Sur la régularité de la procédure d'imposition :
2. En vertu de l'article L. 10 du livre des procédures fiscales, dont les dispositions se rapportent aux contrôles sur pièces, l'administration des impôts contrôle les déclarations ainsi que les actes utilisés pour l'établissement des impôts, droits, taxes et redevances. Selon ce même article, l'administration contrôle également les documents déposés en vue d'obtenir des déductions, restitutions ou remboursements, ou d'acquitter tout ou partie d'une imposition au moyen d'une créance sur l'Etat. Le même article précise qu'à cette fin, elle peut demander aux contribuables tous renseignements, justifications ou éclaircissements relatifs aux déclarations souscrites ou aux actes déposés.

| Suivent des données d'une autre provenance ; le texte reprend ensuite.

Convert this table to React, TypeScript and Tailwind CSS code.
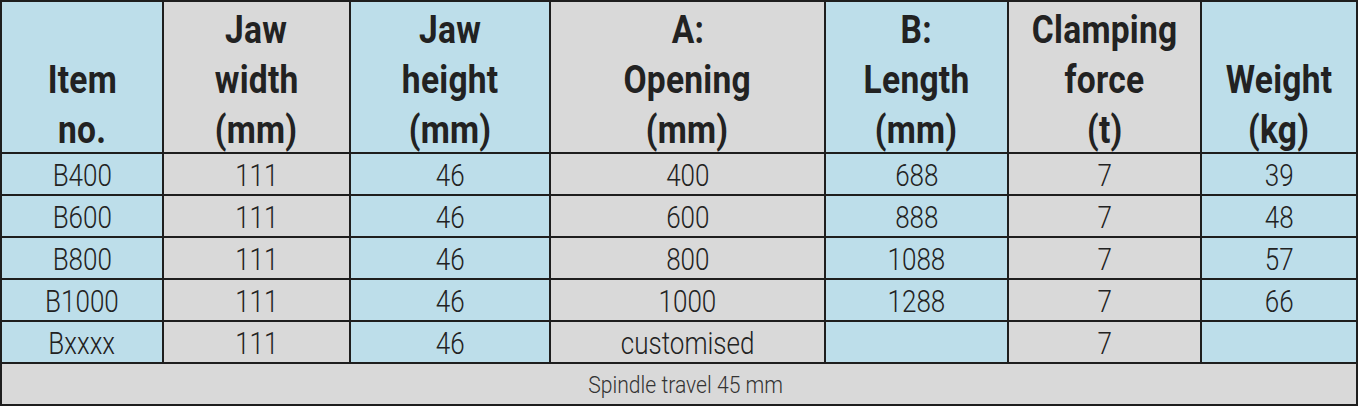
const font = {
  fontFamily: 'Roboto, "DejaVu Sans Condensed", "Liberation Sans", sans-serif',
};

const headers = [
  ['Item', 'no.'],
  ['Jaw', 'width', '(mm)'],
  ['Jaw', 'height', '(mm)'],
  ['A:', 'Opening', '(mm)'],
  ['B:', 'Length', '(mm)'],
  ['Clamping', 'force', '(t)'],
  ['Weight', '(kg)'],
];

const rows = [
  ['B400', '111', '46', '400', '688', '7', '39'],
  ['B600', '111', '46', '600', '888', '7', '48'],
  ['B800', '111', '46', '800', '1088', '7', '57'],
  ['B1000', '111', '46', '1000', '1288', '7', '66'],
  ['Bxxxx', '111', '46', 'customised', '', '7', ''],
];

const bg = (i: number) => (i % 2 === 0 ? 'bg-[#bddeea]' : 'bg-[#d9d9d9]');

export default function App() {
  return (
    <div className="w-[1359px] h-[406px] bg-white" style={font}>
      <div className="grid w-[1358px] grid-cols-[160px_185px_198px_273px_181px_191px_154px] grid-rows-[150px_40px_40px_40px_40px_40px_40px] gap-[2px] bg-[#1e1e1e] p-[2px] text-[#222]">
        {headers.map((lines, i) => (
          <div
            key={i}
            className={`${bg(i)} flex flex-col items-center justify-end overflow-hidden`}
          >
            <div className="-mb-[3px] flex flex-col items-center text-[39px] font-bold leading-[50px] tracking-[0.3px]">
              {lines.map((l) => (
                <span key={l} className="inline-block scale-x-[0.86] whitespace-nowrap">
                  {l}
                </span>
              ))}
            </div>
          </div>
        ))}
        {rows.map((r, ri) =>
          r.map((v, ci) => (
            <div
              key={`${ri}-${ci}`}
              className={`${bg(ci)} flex items-center justify-center pt-[3px] text-[31px] font-light leading-none`}
            >
              <span className="inline-block scale-x-[0.84] whitespace-nowrap">{v}</span>
            </div>
          )),
        )}
        <div className="col-span-7 flex items-center justify-center bg-[#d9d9d9] pl-[14px] pt-[2px] text-[24px] font-light leading-none text-[#333]">
          <span className="inline-block scale-x-[0.88] whitespace-nowrap">Spindle travel 45 mm</span>
        </div>
      </div>
    </div>
  );
}
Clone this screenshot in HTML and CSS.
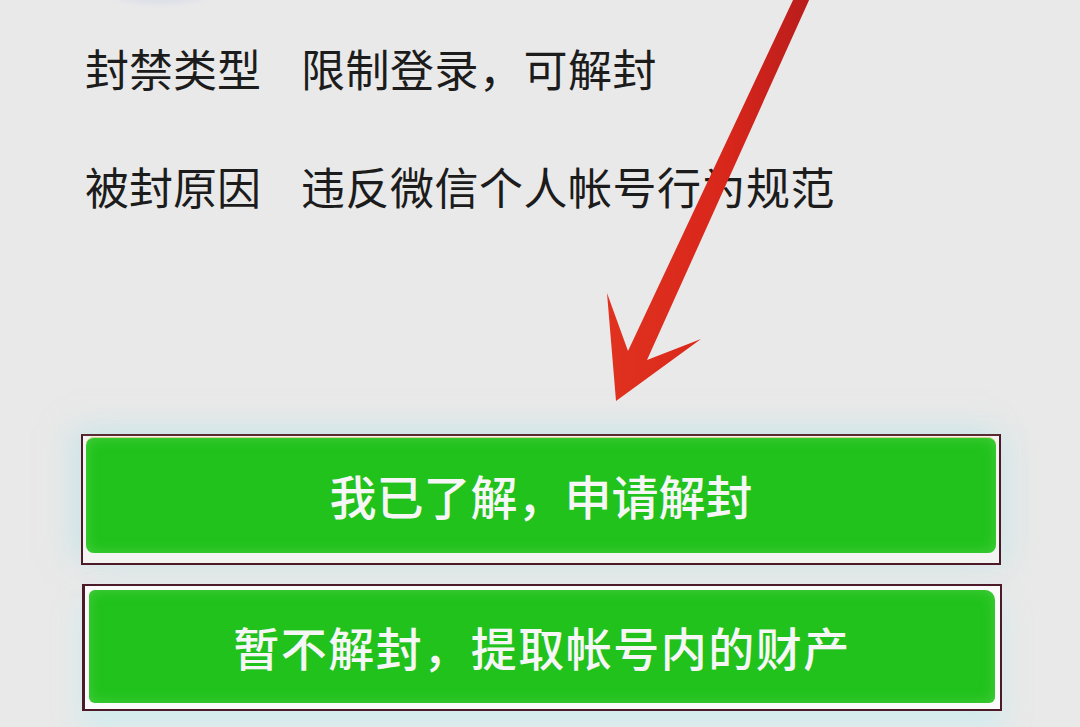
FILE: index.html
```html
<!DOCTYPE html>
<html lang="zh-CN">
<head>
<meta charset="utf-8">
<title>封禁信息</title>
<link rel="stylesheet" href="styles.css">
</head>
<body>
<div class="page">
  <div class="info">
    <div class="row"><span class="label">封禁类型</span><span class="value">限制登录，可解封</span></div>
    <div class="row"><span class="label">被封原因</span><span class="value">违反微信个人帐号行为规范</span></div>
  </div>
  <div class="actions">
    <div class="frame frame-one"><div class="btn btn-one">我已了解，申请解封</div></div>
    <div class="frame frame-two"><div class="btn btn-two">暂不解封，提取帐号内的财产</div></div>
  </div>
  <svg class="overlay" width="1080" height="727" viewBox="0 0 1080 727" aria-hidden="true">
    <defs>
      <linearGradient id="red" x1="0" y1="0" x2="1" y2="0">
        <stop offset="0" stop-color="#e0321f"/>
        <stop offset="0.6" stop-color="#d8261b"/>
        <stop offset="1" stop-color="#b81d1c"/>
      </linearGradient>
      <filter id="soft" x="-20%" y="-20%" width="140%" height="140%">
        <feGaussianBlur stdDeviation="3"/>
      </filter>
    </defs>
    <ellipse cx="160" cy="-16" rx="58" ry="20" fill="#dcdfe8" filter="url(#soft)"/>
    <polygon points="794,-2 810,-2 647,360 701,339 616,401 607,293 628,351" fill="url(#red)"/>
  </svg>
</div>
</body>
</html>
```
FILE: styles.css
```css
html, body {
  margin: 0;
  padding: 0;
}
body {
  background: #e9e9e9;
  font-family: "Noto Sans CJK SC", "Noto Sans", sans-serif;
}
.page {
  position: relative;
  width: 1080px;
  height: 727px;
  overflow: hidden;
}
.info {
  display: flex;
  flex-direction: column;
  gap: 58px;
  padding: 38px 0 0 85px;
}
.row {
  display: flex;
  align-items: center;
  height: 60px;
  line-height: 60px;
  font-size: 44px;
  color: #1c1c1c;
}
.label {
  width: 216px;
  letter-spacing: 0;
}
.value {
  letter-spacing: 0.5px;
}
.actions {
  display: flex;
  flex-direction: column;
  gap: 19px;
  margin-top: 218px;
}
.frame {
  box-sizing: border-box;
  border: 2px solid #4d1a28;
  background: #f3f3f1;
}
.frame-one {
  margin-left: 81px;
  width: 920px;
  height: 131px;
  padding: 1px 3px 10px 3px;
  border-top-color: #5a2a30;
  box-shadow: -12px -6px 26px rgba(190, 226, 232, 0.55), 14px 0 24px rgba(200, 232, 236, 0.45);
}
.frame-two {
  margin-left: 82px;
  width: 920px;
  height: 127px;
  padding: 4px 5px 6px 4px;
  border-left-width: 3px;
  background: #fbfbfb;
  box-shadow: 0 18px 26px rgba(200, 236, 240, 0.7);
}
.btn {
  box-sizing: border-box;
  height: 100%;
  display: flex;
  align-items: center;
  justify-content: center;
  background: #20c21b;
  color: #f6f6f6;
  font-weight: 500;
  border-radius: 8px;
  box-shadow: inset 0 0 14px rgba(120, 220, 110, 0.45);
}
.btn-one {
  font-size: 47px;
  letter-spacing: 0;
  border-top: 1px solid #d8d28a;
  padding-bottom: 2px;
}
.btn-two {
  font-size: 46px;
  letter-spacing: 1.5px;
  border-radius: 6px 10px 6px 6px;
  padding-bottom: 2px;
}
.overlay {
  position: absolute;
  left: 0;
  top: 0;
  pointer-events: none;
}
```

3. La circonstance que le vérificateur en charge de la vérification de comptabilité de la SARL E... ait, au cours de ce contrôle, demandé à M. D..., avec lequel il s'était entretenu en raison des fonctions de gérant que ce dernier exerçait au sein de la société vérifiée, de lui fournir, dans le cadre du contrôle sur pièces que ce fonctionnaire menait par ailleurs, la justification de mentions portées dans la déclaration de revenus souscrite par lui au titre de l'année 2012, afférentes à des frais professionnels réels, à une pension alimentaire et à un engagement de caution souscrit auprès d'une tierce société, tout autant que la circonstance que M. D... lui ait fourni, dans le même contexte, les justifications demandées ne sont pas de nature à caractériser, par elles-mêmes, l'engagement irrégulier d'un examen contradictoire de situation fiscale personnelle, sans que le contribuable en ait été préalablement avisé et sans qu'il ait alors bénéficié des garanties y afférentes, tenant notamment au débat oral et contradictoire avec le vérificateur. En effet, en vertu de l'article L. 12 du livre des procédures fiscales, un tel examen contradictoire de situation fiscale personnelle consiste à contrôler la cohérence entre, d'une part, les revenus déclarés et, d'autre part, la situation patrimoniale, la situation de trésorerie et les éléments du train de vie des membres du foyer fiscal. Or, il ne résulte pas de l'instruction que l'administration aurait, pour ce qui concerne l'année 2012, procédé à un tel contrôle de cohérence. En outre, l'administration est en droit, dans le cadre d'un contrôle sur pièces, de demander au contribuable, en application de l'article L. 10 du livre des procédures fiscales, tous renseignements, justifications ou éclaircissements relatifs aux déclarations souscrites ou aux actes déposés, cette demande, non contraignante par elle-même, n'étant pas assujettie à un formalisme particulier.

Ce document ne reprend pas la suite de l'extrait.